Written request →
Write out each line that follows exactly as it stands, without the pictures.

Given material →
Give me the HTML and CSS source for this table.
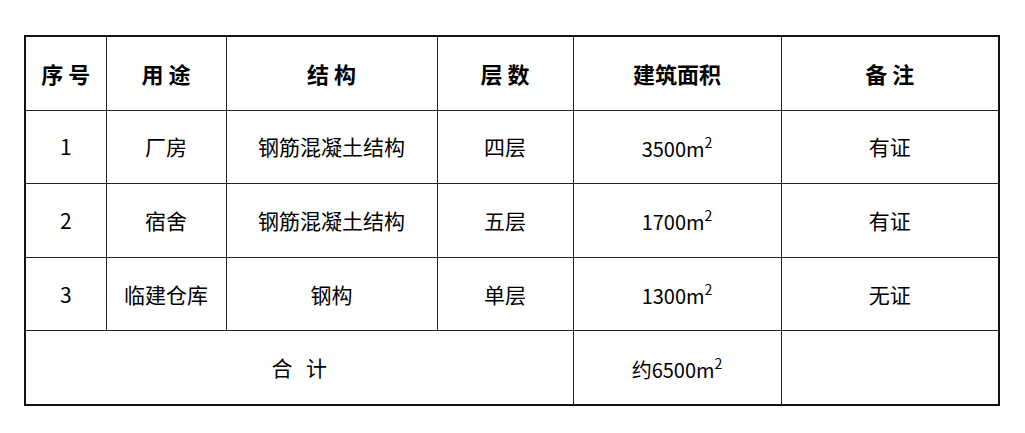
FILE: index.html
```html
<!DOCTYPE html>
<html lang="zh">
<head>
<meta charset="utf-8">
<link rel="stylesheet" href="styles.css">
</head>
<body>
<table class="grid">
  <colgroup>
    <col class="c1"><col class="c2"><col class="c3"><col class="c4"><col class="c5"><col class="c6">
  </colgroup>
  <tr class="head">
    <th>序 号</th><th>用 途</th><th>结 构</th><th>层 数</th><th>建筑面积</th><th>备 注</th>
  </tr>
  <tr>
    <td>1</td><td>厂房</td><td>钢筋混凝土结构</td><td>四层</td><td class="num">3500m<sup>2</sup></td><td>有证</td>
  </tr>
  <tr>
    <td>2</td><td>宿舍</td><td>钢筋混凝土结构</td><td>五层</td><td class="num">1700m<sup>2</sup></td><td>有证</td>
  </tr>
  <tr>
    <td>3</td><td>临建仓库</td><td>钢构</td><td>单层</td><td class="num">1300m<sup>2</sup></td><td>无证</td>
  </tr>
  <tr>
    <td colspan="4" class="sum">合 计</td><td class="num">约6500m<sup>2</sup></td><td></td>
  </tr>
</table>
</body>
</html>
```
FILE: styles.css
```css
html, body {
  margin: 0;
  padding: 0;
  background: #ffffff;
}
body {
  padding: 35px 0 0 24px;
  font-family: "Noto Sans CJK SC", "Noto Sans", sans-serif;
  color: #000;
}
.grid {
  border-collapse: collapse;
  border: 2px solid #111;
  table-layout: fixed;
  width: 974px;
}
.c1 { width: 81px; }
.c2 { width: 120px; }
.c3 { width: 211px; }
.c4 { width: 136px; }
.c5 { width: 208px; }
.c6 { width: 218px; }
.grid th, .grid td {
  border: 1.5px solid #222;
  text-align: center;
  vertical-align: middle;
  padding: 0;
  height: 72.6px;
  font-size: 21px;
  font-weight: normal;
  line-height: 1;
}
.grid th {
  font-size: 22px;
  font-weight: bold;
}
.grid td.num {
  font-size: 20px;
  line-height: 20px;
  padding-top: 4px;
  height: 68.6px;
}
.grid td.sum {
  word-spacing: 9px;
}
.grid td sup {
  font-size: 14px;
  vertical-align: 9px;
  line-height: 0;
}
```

Task result →
Give me the HTML and CSS source for this table.
FILE: index.html
```html
<!DOCTYPE html>
<html lang="zh">
<head>
<meta charset="utf-8">
<link rel="stylesheet" href="styles.css">
</head>
<body>
<table class="grid">
  <colgroup>
    <col class="c1"><col class="c2"><col class="c3"><col class="c4"><col class="c5"><col class="c6">
  </colgroup>
  <tr class="head">
    <th>序 号</th><th>用 途</th><th>结 构</th><th>层 数</th><th>建筑面积</th><th>备 注</th>
  </tr>
  <tr>
    <td>1</td><td>厂房</td><td>钢筋混凝土结构</td><td>四层</td><td class="num">3500m<sup>2</sup></td><td>有证</td>
  </tr>
  <tr>
    <td>2</td><td>宿舍</td><td>钢筋混凝土结构</td><td>五层</td><td class="num">1700m<sup>2</sup></td><td>有证</td>
  </tr>
  <tr>
    <td>3</td><td>临建仓库</td><td>钢构</td><td>单层</td><td class="num">1300m<sup>2</sup></td><td>无证</td>
  </tr>
  <tr>
    <td colspan="4" class="sum">合 计</td><td class="num">约6500m<sup>2</sup></td><td></td>
  </tr>
</table>
</body>
</html>
```
FILE: styles.css
```css
html, body {
  margin: 0;
  padding: 0;
  background: #ffffff;
}
body {
  padding: 35px 0 0 24px;
  font-family: "Noto Sans CJK SC", "Noto Sans", sans-serif;
  color: #000;
}
.grid {
  border-collapse: collapse;
  border: 2px solid #111;
  table-layout: fixed;
  width: 974px;
}
.c1 { width: 81px; }
.c2 { width: 120px; }
.c3 { width: 211px; }
.c4 { width: 136px; }
.c5 { width: 208px; }
.c6 { width: 218px; }
.grid th, .grid td {
  border: 1.5px solid #222;
  text-align: center;
  vertical-align: middle;
  padding: 0;
  height: 72.6px;
  font-size: 21px;
  font-weight: normal;
  line-height: 1;
}
.grid th {
  font-size: 22px;
  font-weight: bold;
}
.grid td.num {
  font-size: 20px;
  line-height: 20px;
  padding-top: 4px;
  height: 68.6px;
}
.grid td.sum {
  word-spacing: 9px;
}
.grid td sup {
  font-size: 14px;
  vertical-align: 9px;
  line-height: 0;
}
```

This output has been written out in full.